Direction: Go through the listing and copy each line with the string "full".

Material provided:

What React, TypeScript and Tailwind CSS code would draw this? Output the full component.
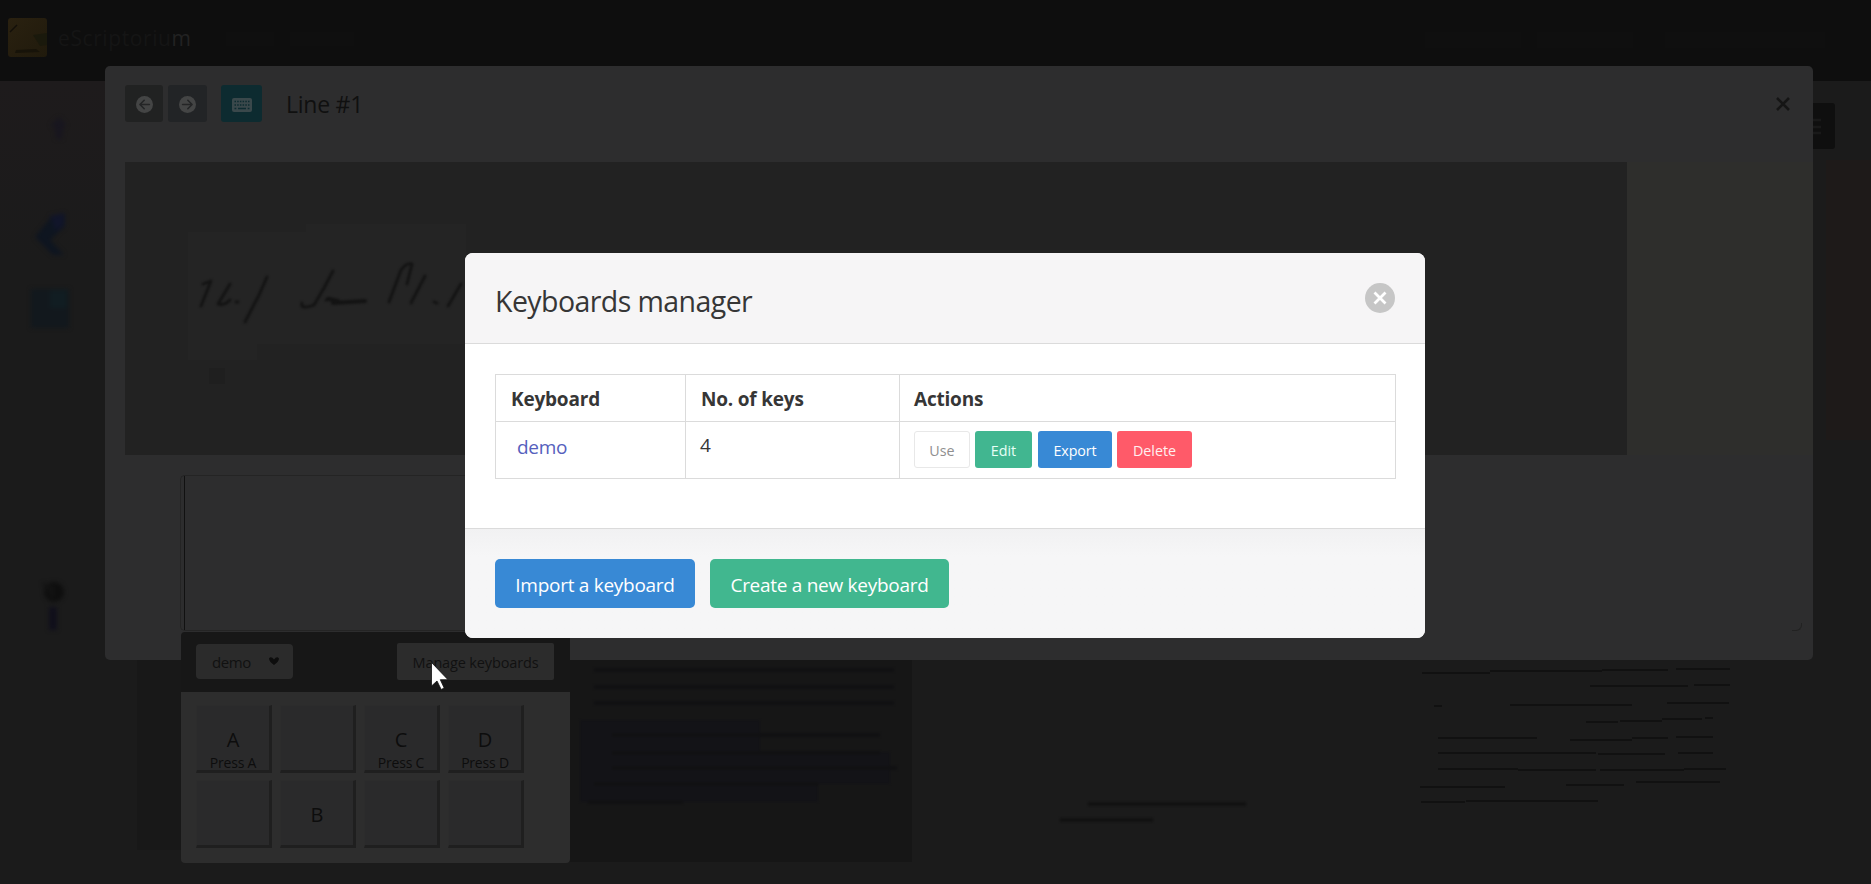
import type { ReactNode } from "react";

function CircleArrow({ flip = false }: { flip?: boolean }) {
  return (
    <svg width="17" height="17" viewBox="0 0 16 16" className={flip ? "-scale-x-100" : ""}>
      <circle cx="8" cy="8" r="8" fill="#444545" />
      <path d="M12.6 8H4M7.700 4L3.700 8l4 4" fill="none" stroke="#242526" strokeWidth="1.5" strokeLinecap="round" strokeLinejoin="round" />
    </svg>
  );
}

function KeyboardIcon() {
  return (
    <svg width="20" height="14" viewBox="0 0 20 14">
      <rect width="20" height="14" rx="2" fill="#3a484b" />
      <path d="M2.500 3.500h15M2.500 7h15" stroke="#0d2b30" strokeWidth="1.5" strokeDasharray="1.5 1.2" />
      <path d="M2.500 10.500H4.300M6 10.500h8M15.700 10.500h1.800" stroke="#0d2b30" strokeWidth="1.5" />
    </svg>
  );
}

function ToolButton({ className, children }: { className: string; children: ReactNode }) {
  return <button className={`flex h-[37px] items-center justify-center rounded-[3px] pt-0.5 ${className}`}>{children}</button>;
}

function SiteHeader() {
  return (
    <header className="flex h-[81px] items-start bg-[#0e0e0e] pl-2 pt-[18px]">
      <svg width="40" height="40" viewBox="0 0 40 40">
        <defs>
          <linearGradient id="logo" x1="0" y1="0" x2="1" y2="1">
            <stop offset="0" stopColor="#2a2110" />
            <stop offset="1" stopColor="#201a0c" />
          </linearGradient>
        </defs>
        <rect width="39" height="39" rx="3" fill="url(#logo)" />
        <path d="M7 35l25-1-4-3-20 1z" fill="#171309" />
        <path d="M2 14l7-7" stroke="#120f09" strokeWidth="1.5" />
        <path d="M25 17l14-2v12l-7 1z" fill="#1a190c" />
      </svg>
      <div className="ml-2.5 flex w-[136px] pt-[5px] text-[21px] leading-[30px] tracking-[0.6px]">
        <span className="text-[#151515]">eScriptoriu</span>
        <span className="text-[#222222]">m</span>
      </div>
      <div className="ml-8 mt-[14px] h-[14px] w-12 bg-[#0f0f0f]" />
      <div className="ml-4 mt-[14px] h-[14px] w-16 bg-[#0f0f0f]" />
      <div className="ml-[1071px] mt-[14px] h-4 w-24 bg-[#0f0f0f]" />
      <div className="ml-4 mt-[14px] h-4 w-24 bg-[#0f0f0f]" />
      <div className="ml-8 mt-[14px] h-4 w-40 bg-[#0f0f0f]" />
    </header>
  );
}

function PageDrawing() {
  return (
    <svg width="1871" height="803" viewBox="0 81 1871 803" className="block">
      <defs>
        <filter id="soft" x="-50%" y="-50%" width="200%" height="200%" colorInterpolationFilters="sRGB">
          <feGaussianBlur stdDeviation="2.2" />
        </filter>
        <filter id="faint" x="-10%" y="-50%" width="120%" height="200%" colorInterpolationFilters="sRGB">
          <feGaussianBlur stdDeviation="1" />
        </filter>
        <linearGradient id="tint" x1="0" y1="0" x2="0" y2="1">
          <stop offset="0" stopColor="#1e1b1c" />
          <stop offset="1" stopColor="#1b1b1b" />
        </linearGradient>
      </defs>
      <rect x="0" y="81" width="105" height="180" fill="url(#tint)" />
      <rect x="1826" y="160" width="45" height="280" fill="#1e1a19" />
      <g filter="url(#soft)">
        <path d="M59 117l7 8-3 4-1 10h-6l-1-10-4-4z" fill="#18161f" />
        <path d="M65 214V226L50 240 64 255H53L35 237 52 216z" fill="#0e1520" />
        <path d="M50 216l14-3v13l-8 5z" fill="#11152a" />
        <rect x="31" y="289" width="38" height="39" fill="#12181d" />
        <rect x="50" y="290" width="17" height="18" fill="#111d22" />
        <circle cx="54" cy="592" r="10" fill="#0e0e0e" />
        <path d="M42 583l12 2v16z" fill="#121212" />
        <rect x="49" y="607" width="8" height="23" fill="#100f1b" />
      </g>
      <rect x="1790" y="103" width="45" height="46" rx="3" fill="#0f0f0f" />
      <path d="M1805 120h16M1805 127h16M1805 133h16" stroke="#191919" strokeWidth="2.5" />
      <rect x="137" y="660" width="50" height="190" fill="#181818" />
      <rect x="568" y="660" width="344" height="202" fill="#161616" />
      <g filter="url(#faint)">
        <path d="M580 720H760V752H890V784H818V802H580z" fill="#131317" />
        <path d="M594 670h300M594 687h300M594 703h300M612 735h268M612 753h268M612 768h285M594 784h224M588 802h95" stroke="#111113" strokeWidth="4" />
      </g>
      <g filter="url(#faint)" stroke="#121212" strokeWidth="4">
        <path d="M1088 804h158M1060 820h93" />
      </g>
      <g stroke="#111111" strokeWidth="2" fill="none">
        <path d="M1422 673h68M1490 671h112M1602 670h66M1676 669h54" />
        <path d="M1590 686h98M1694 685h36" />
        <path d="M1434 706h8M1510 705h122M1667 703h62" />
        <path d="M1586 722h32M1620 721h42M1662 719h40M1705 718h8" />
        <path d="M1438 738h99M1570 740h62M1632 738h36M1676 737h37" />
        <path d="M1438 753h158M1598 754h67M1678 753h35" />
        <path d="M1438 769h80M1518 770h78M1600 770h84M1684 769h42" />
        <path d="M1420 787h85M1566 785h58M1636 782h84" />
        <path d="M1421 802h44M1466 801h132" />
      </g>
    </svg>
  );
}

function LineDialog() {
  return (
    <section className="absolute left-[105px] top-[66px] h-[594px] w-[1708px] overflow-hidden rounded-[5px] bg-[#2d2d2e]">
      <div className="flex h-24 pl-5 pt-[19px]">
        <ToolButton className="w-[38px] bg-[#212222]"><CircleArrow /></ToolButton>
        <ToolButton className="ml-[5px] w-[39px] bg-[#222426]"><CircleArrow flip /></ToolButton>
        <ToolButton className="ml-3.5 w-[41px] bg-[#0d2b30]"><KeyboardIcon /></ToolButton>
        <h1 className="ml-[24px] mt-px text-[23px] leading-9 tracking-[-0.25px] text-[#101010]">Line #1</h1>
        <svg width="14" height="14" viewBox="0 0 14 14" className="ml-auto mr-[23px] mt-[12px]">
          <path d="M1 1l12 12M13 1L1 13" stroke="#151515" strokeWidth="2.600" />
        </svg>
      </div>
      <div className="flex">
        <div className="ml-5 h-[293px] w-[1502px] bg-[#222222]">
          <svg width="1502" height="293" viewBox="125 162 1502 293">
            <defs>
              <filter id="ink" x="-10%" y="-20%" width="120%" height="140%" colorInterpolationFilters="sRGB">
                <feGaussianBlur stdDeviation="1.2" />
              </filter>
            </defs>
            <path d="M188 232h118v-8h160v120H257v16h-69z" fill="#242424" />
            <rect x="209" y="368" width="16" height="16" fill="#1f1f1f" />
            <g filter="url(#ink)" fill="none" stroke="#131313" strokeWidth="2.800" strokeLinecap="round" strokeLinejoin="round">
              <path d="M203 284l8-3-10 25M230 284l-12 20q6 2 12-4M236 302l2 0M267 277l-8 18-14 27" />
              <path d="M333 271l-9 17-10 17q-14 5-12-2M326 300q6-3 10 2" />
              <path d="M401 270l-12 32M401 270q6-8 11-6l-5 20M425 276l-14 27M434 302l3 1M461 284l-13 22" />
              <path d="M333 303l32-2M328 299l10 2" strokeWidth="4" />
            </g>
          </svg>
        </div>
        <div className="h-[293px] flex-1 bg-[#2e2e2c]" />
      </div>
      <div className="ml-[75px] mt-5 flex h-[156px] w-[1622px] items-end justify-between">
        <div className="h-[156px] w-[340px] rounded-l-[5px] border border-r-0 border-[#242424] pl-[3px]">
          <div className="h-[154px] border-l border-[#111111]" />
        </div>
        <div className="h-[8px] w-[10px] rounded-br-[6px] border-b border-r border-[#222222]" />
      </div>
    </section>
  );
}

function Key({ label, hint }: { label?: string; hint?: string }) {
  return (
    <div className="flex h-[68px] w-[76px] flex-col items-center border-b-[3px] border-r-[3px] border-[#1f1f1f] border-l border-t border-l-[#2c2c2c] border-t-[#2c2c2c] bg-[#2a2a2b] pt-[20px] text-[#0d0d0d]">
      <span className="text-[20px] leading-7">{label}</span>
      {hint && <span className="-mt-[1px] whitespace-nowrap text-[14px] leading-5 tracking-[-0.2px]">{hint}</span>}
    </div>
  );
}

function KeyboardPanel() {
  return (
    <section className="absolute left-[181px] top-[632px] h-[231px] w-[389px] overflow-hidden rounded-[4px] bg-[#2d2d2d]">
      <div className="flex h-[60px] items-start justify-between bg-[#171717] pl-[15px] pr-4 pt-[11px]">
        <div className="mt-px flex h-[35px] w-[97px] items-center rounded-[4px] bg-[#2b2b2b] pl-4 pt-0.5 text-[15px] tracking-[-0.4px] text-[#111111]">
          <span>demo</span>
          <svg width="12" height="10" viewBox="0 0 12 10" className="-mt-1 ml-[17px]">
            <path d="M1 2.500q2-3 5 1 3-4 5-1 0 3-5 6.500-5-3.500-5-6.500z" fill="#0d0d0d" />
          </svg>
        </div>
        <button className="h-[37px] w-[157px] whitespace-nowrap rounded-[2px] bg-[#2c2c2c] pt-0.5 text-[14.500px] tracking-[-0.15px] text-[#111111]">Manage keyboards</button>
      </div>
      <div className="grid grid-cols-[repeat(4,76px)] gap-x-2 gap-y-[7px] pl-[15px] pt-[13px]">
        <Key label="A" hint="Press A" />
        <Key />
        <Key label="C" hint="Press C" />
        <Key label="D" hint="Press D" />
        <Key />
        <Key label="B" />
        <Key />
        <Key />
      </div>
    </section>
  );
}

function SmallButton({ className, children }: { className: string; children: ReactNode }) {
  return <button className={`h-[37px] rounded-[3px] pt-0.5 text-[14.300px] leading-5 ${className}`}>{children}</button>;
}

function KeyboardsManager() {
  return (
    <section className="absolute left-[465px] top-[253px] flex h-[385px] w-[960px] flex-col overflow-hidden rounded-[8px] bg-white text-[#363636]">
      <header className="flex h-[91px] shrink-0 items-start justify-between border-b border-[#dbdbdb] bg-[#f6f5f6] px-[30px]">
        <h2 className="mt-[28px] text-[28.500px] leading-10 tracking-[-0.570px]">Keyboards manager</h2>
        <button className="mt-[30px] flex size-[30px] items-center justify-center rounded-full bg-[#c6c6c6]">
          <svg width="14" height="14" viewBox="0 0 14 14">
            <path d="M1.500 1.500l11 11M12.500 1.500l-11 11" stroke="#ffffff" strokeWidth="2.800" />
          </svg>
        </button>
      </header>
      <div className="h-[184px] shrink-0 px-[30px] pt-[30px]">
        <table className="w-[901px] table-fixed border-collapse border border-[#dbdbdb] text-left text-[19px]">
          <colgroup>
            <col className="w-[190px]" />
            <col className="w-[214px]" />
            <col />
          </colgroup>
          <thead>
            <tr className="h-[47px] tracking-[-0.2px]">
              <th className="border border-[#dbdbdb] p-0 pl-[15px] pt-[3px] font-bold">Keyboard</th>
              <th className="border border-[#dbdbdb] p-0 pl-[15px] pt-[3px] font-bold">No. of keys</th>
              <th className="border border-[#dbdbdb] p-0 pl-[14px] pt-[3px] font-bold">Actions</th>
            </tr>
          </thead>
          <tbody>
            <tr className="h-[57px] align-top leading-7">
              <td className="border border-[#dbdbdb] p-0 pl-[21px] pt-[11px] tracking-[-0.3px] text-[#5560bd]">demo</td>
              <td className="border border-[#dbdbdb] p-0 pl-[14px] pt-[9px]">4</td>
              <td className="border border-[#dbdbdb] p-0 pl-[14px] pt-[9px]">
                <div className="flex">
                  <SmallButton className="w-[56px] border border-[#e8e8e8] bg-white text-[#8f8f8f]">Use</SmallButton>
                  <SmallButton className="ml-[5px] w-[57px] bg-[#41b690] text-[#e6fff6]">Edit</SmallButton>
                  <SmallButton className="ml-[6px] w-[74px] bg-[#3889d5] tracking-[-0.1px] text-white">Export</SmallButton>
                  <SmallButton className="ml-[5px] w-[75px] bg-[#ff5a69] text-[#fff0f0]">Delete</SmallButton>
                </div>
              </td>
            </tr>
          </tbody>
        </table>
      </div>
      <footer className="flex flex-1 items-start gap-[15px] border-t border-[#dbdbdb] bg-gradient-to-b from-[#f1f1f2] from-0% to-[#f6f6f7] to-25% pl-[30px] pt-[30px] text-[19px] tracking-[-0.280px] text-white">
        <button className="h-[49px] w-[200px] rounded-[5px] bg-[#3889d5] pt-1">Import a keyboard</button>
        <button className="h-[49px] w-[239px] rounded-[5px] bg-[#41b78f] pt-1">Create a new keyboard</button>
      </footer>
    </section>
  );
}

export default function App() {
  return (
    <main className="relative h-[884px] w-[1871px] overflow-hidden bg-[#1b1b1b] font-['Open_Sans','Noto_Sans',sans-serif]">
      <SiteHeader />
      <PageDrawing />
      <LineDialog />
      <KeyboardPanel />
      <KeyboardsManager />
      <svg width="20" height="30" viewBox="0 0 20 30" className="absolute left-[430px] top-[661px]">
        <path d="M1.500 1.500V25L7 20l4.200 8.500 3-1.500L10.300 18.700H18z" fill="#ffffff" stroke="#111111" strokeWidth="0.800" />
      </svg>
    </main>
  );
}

Exercise output:
What React, TypeScript and Tailwind CSS code would draw this? Output the full component.
        <button className="mt-[30px] flex size-[30px] items-center justify-center rounded-full bg-[#c6c6c6]">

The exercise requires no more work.